The goblin understood. Its life could be restored, but it came at the cost of service. Whether or not it understood the depths of that service, or that it would last a lifetime, the darkness couldn’t say. It didn’t matter though. If the creature proved too troublesome then the darkness would make sure it died a slow and painful death before it found another to serve in its place.
Two days later Grod was hale and healthy again, with only a terrible black scar to show where his brush with death had been. As goblins go he’d always been quarrelsome and bloodthirsty, but now he was worse than ever. He literally hungered for blood now, charging his opponents in every fight, and using only his bare hands and teeth rather than the crude weapons that goblins usually favored to rip them to pieces.
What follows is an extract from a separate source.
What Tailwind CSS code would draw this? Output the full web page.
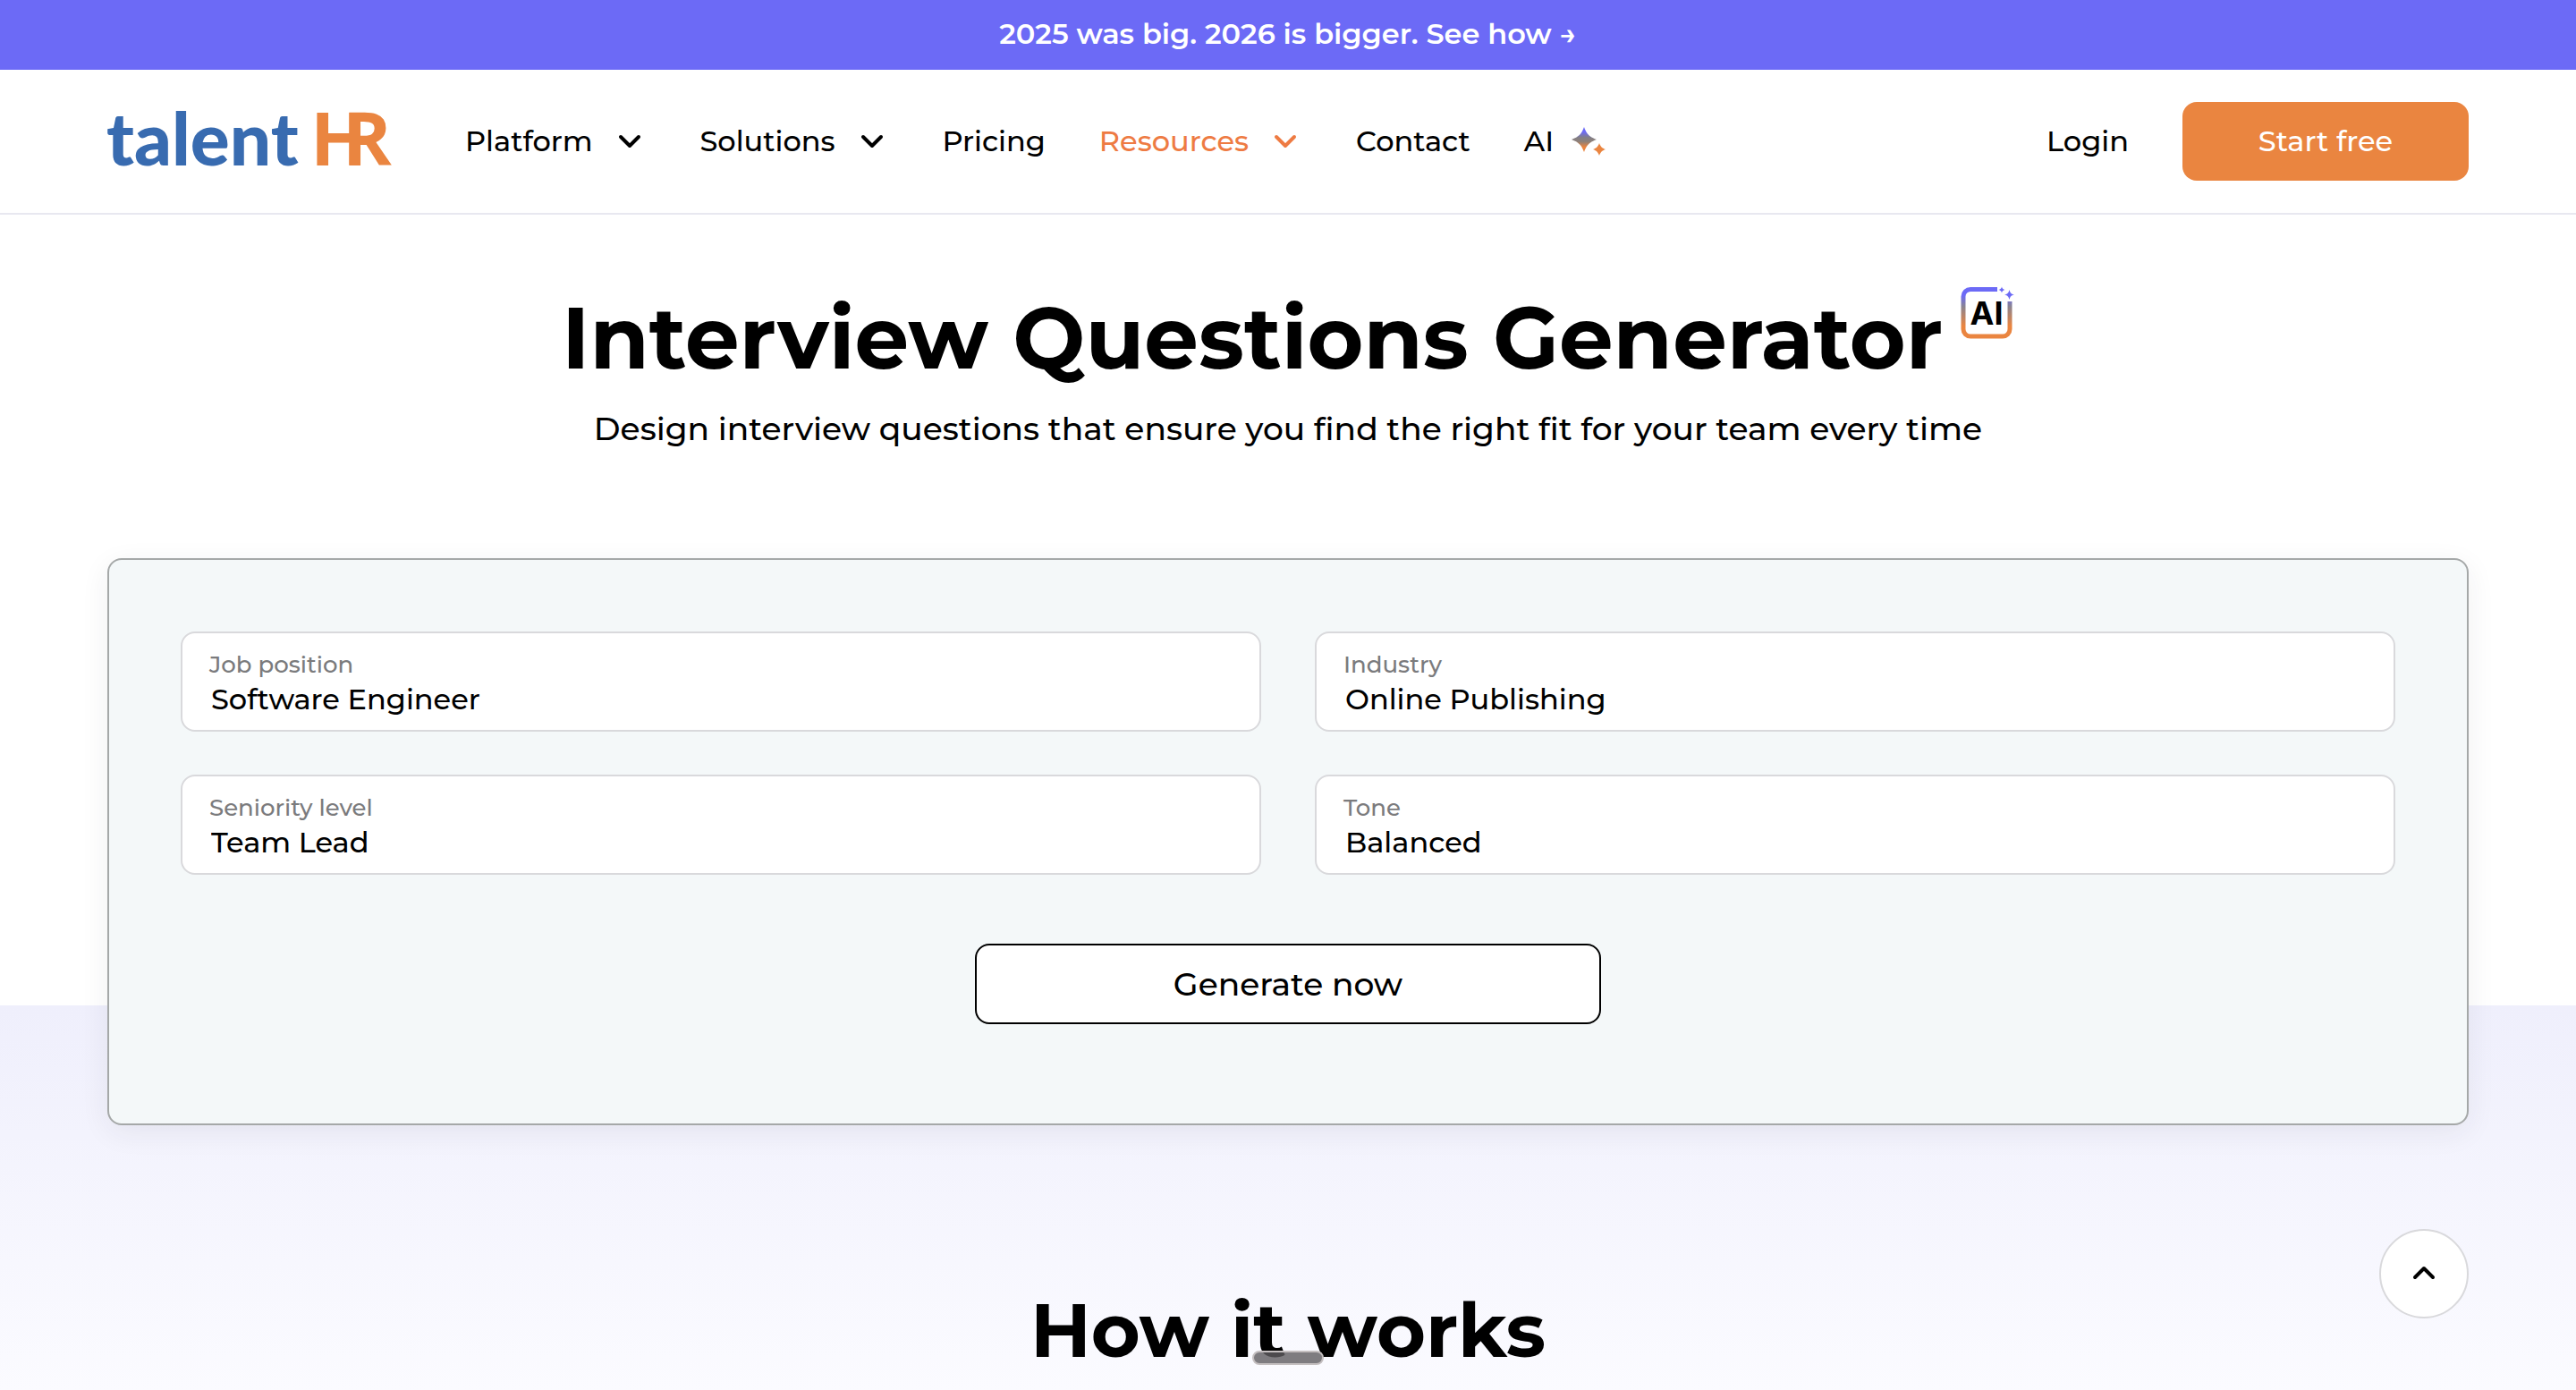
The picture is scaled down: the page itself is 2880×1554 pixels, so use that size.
<!DOCTYPE html>
<html lang="en">
<head>
    <meta charset="UTF-8">
    <title>Interview Questions Generator | TalentHR</title>
    <meta name="viewport" content="width=device-width, initial-scale=1.0">
    <!-- Tailwind CSS CDN -->
    <script src="https://cdn.jsdelivr.net/npm/@tailwindcss/browser@4"></script>
</head>
<body class="bg-white text-black font-medium font-['Montserrat','Inter',sans-serif] min-h-screen flex flex-col">

    <!-- Announcement bar -->
    <a href="#" class="flex items-center justify-center h-[78px] pb-[2px] bg-[#6c6af6] text-white text-[32px] leading-10 font-semibold">
        2025 was big. 2026 is bigger. See how →
    </a>

    <!-- Header -->
    <header class="flex items-center h-[162px] px-[120px] border-b-2 border-[#e8e8f0] text-[32px] leading-10">
        <a href="#" aria-label="TalentHR" class="mr-20">
            <svg class="overflow-visible" width="320" height="76" viewBox="0 0 320 76">
                <text x="-1" y="65" font-family="Lato" font-weight="900" font-size="82" fill="#386bb0">talent</text>
                <text x="227 263" y="65" font-family="Open Sans" font-weight="700" font-size="83" fill="#ea8540">HR</text>
            </svg>
        </a>
        <nav class="flex items-center gap-[60px]">
            <a href="#" class="flex items-center gap-6">Platform
                <svg class="w-9 h-9" viewBox="0 0 36 36" fill="none" stroke="currentColor" stroke-width="4" stroke-linecap="round" stroke-linejoin="round"><path d="M7 13l10 10 10-10"/></svg>
            </a>
            <a href="#" class="flex items-center gap-6">Solutions
                <svg class="w-9 h-9" viewBox="0 0 36 36" fill="none" stroke="currentColor" stroke-width="4" stroke-linecap="round" stroke-linejoin="round"><path d="M7 13l10 10 10-10"/></svg>
            </a>
            <a href="#">Pricing</a>
            <a href="#" class="flex items-center gap-6 text-[#ee7b43]">Resources
                <svg class="w-9 h-9" viewBox="0 0 36 36" fill="none" stroke="currentColor" stroke-width="4" stroke-linecap="round" stroke-linejoin="round"><path d="M7 13l10 10 10-10"/></svg>
            </a>
            <a href="#">Contact</a>
            <a href="#" class="flex items-center gap-5">AI
                <svg class="w-[38px] h-8" viewBox="0 0 38 32">
                    <defs>
                        <linearGradient id="spark" x1="0" y1="0" x2="0" y2="1">
                            <stop offset="0.2" stop-color="#6c6af6"/>
                            <stop offset="0.42" stop-color="#827f86"/>
                            <stop offset="0.58" stop-color="#8e8078"/>
                            <stop offset="0.8" stop-color="#ea8540"/>
                        </linearGradient>
                    </defs>
                    <path fill="url(#spark)" d="M14 0C17 8 20 11 28 14 20 17 17 20 14 28 11 20 8 17 0 14 8 11 11 8 14 0z"/>
                    <path fill="#ea8540" d="M31 18c1.500 4 3 5.500 7 7-4 1.500-5.500 3-7 7-1.500-4-3-5.500-7-7 4-1.500 5.500-3 7-7z"/>
                </svg>
            </a>
        </nav>
        <div class="flex items-center gap-[60px] ml-auto">
            <a href="#">Login</a>
            <a href="#" class="flex items-center justify-center w-80 h-[88px] rounded-2xl bg-[#ea8540] text-white">Start free</a>
        </div>
    </header>

    <!-- Hero -->
    <section class="pt-[78px] text-center">
        <div class="flex items-start justify-center gap-5">
            <h1 class="text-8xl leading-[120px] font-bold">Interview Questions Generator</h1>
            <svg class="w-[60px] h-16" viewBox="0 0 60 64" fill="none">
                <defs>
                    <linearGradient id="badge" x1="0" y1="0" x2="0" y2="62" gradientUnits="userSpaceOnUse">
                        <stop offset="0.2" stop-color="#6c6af6"/>
                        <stop offset="0.4" stop-color="#8a8490"/>
                        <stop offset="0.75" stop-color="#ea8540"/>
                    </linearGradient>
                </defs>
                <path d="M41 5.500H11a8 8 0 0 0-8 8V50a8 8 0 0 0 8 8h36a8 8 0 0 0 8-8V19" stroke="url(#badge)" stroke-width="5"/>
                <path fill="#6c6af6" d="M46 2.500c.6 2.200 1.300 2.900 3.500 3.500-2.200.6-2.900 1.300-3.500 3.500-.6-2.200-1.300-2.900-3.500-3.500 2.200-.6 2.900-1.300 3.500-3.500zM54.500 6c1 3.700 2 4.700 5.500 5.500-3.500.8-4.500 1.800-5.500 5.500-1-3.700-2-4.700-5.500-5.500 3.500-.8 4.500-1.800 5.500-5.500z"/>
                <text x="29" y="45" text-anchor="middle" font-family="Inter" font-size="36" font-weight="700" fill="#000">AI</text>
            </svg>
        </div>
        <p class="mt-4 text-4xl leading-[50px]">Design interview questions that ensure you find the right fit for your team every time</p>
    </section>

    <!-- Generator form -->
    <section class="relative z-10 mt-[120px] px-[120px]">
        <form class="h-[634px] px-20 pt-20 border-2 border-[#a5a8a8] rounded-2xl bg-[#f4f8f9] shadow-[0_8px_32px_rgba(40,40,60,0.07)]">
            <div class="grid grid-cols-2 gap-x-[60px] gap-y-12">
                <div class="h-28 px-[30px] pt-4 bg-white border-2 border-[#d9d9dc] rounded-2xl">
                    <label for="position" class="block text-[26px] leading-[38px] text-[#7b7b7d]">Job position</label>
                    <input type="text" id="position" name="position" value="Software Engineer" class="block w-full h-10 px-[2px] text-[32px] leading-10 focus:outline-none">
                </div>
                <div class="h-28 px-[30px] pt-4 bg-white border-2 border-[#d9d9dc] rounded-2xl">
                    <label for="industry" class="block text-[26px] leading-[38px] text-[#7b7b7d]">Industry</label>
                    <input type="text" id="industry" name="industry" value="Online Publishing" class="block w-full h-10 px-[2px] text-[32px] leading-10 focus:outline-none">
                </div>
                <div class="h-28 px-[30px] pt-4 bg-white border-2 border-[#d9d9dc] rounded-2xl">
                    <label for="seniority" class="block text-[26px] leading-[38px] text-[#7b7b7d]">Seniority level</label>
                    <input type="text" id="seniority" name="seniority" value="Team Lead" class="block w-full h-10 px-[2px] text-[32px] leading-10 focus:outline-none">
                </div>
                <div class="h-28 px-[30px] pt-4 bg-white border-2 border-[#d9d9dc] rounded-2xl">
                    <label for="tone" class="block text-[26px] leading-[38px] text-[#7b7b7d]">Tone</label>
                    <input type="text" id="tone" name="tone" value="Balanced" class="block w-full h-10 px-[2px] text-[32px] leading-10 focus:outline-none">
                </div>
            </div>
            <button type="button" class="block w-[700px] h-[90px] mx-auto mt-[77px] bg-white border-2 border-black rounded-2xl text-4xl">Generate now</button>
        </form>
    </section>

    <!-- How it works -->
    <section class="relative flex-1 -mt-[134px] pt-[310px] text-center bg-linear-to-b from-[#efeffc] to-[#fbfbff]">
        <h2 class="text-[84px] leading-[106px] font-bold">How it works</h2>
    </section>

    <!-- Back to top -->
    <button type="button" aria-label="Back to top" class="fixed z-20 right-[120px] bottom-20 flex items-center justify-center w-[100px] h-[100px] rounded-full bg-white border-2 border-[#d9d9dc]">
        <svg class="w-9 h-9" viewBox="0 0 36 36" fill="none" stroke="currentColor" stroke-width="4" stroke-linecap="round" stroke-linejoin="round"><path d="M8 22l10-10 10 10"/></svg>
    </button>

    <!-- Drag handle -->
    <div class="fixed z-20 left-1/2 bottom-7 -translate-x-1/2 w-20 h-4 rounded-full bg-[#5f5c60]/80 border-2 border-[#c4bfc0]"></div>

</body>
</html>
Every death made him stronger, and no matter how badly the darkness’ pet goblin was wounded, the next day he was fine. Every week his standing rose in the Black Teeth tribe, until soon he had a spot close to the fire and tender meat instead of the scraps he’d always made do with until now.
The goblin did its part too, boiling the skulls of his slain foes in an old pot helmet. The goblins would never have the skill to work metal, but yellow clay mixed with goblin urine did a wonderful job of turning the skulls yellow. Once they were stained, the goblin began to mark its slowly expanding territory with the fearsome totems. The tide had turned, and for once the surrounding tribes were on the back foot as the Black Teeth began to win battle after battle and seize control of key parts of the surrounding area.